Et puis il y a quelque chose de fondamentalement fascinant dans l’idée que sa simple existence offense autant Dieu que le Diable, faisant de Dracula une sorte de super représentant de la race humaine, capable aussi bien du pire que du meilleur selon les circonstances. Le Japon n’est d’ailleur pas étranger avec l’idée, notamment à travers la longue saga jeu vidéo des Castlevania, dont le premier opus débarqua quelques années plus tard. On sera quand même surpris d’apprendre que le scénariste, Tadaaki Yamazaki, n’était pas un débutant puisqu’il bossait dans l’industrie depuis déjà dix ans avec quelques épisodes de Devilman, Lupin III et des Moomins sous le bras, et même le film La Jeunesse de la Bête de Seijun Suzuki. Le réalisateur, Minoru Okazaki, était lui aussi un vétéran qui oeuvra notamment sur les différentes séries Dragon Ball, de l’original à GT, mais aussi sur diverses déclinaisons de Cyborg 009, Dr. Slump et Lady Oscar. De toute évidence leurs expériences assurent un minimum de tenue visuelle à ce Tomb of Dracula qui n’a rien d’une grosse production puisqu’il s’agit en fait d’un téléfilm, ou TV special.

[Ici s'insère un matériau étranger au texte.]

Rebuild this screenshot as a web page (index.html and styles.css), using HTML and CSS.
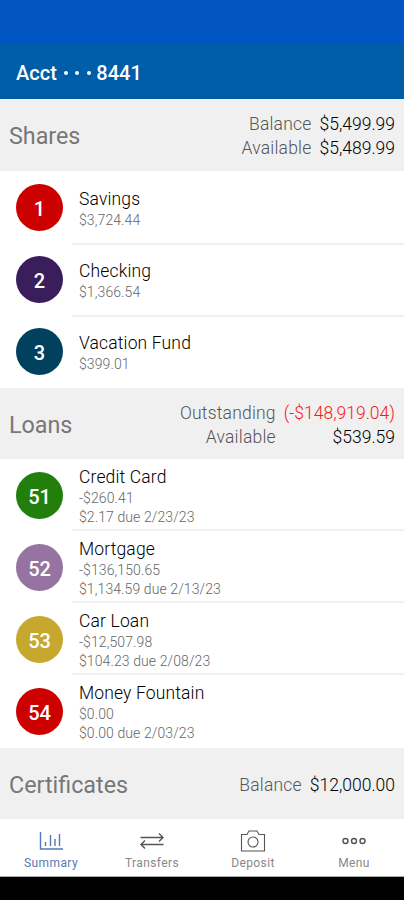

Difficile d’accès pendant longtemps, la version originale de l’anime est désormais facilement trouvable sur Internet mais ce ne fut pas toujours le cas, et pendant un temps la chose ne fut disponible que dans une version sévèrement tronquée et titrée Dracula: Sovereign of the Damned. Une édition Harmony Gold, bien connu des weaboos pour avoir bidouillé Robotech, une série composite fabriquée à partir de trois shows japonais différents à grand renfort de montages hasardeux et de mauvais doublages. Ils persistent et signent avec leur version, ramenant justement quelques voix de Robotech pour l’occasion et nous gratifiant de répliques délirantes (le vampire est ainsi “unliving yet undead” nous balance le narrateur qui ne doit pas savoir ce qu’est un synonyme). Déjà que le film original frôlait plus d’une fois la caricature avec ses excès et sa musique qui sombre plus d’une fois dans un disco ringard…
Probablement commandité dans le même deal, les aventures du Monstre de Frankenstein vinrent l’année suivante avec 恐怖伝説 怪奇 ! フランケンシュタイン (ou Frankenstein: L’Horrible et Mystérieuse Légende), supposément une adaptation de la série BD The Monster of Frankenstein mais dont l’intrigue n’a cette fois absolument aucun rapport, trouvant plus son inspiration du côté du roman original mais avec d’énormes divergeance. Après cela les rapports entre Marvel et le Japon continua de fleurir au fil des ans, avec d’autres animes (Blade, Iron Man, Wolverine et X-Men en partenariat avec le studio Madhouse) et diverses collaborations en bandes-dessinées (Tsutomu Nihei sur Wolverine: Snikt !, Yoshitaka Amano sur Elektra & Wolverine). Près de quarante ans plus tard, le Comte Dracula emprunta quant à lui le chemin inverse puisque c’est la saga nippone Castlevania qui connu une adaptation animée aux États-Unis via Netflix, pour un résultat qui lui aussi ignore de nombreux éléments des jeux pour proposer ses propres idées, quitte à s’éloigner drastiquement du modèle de base.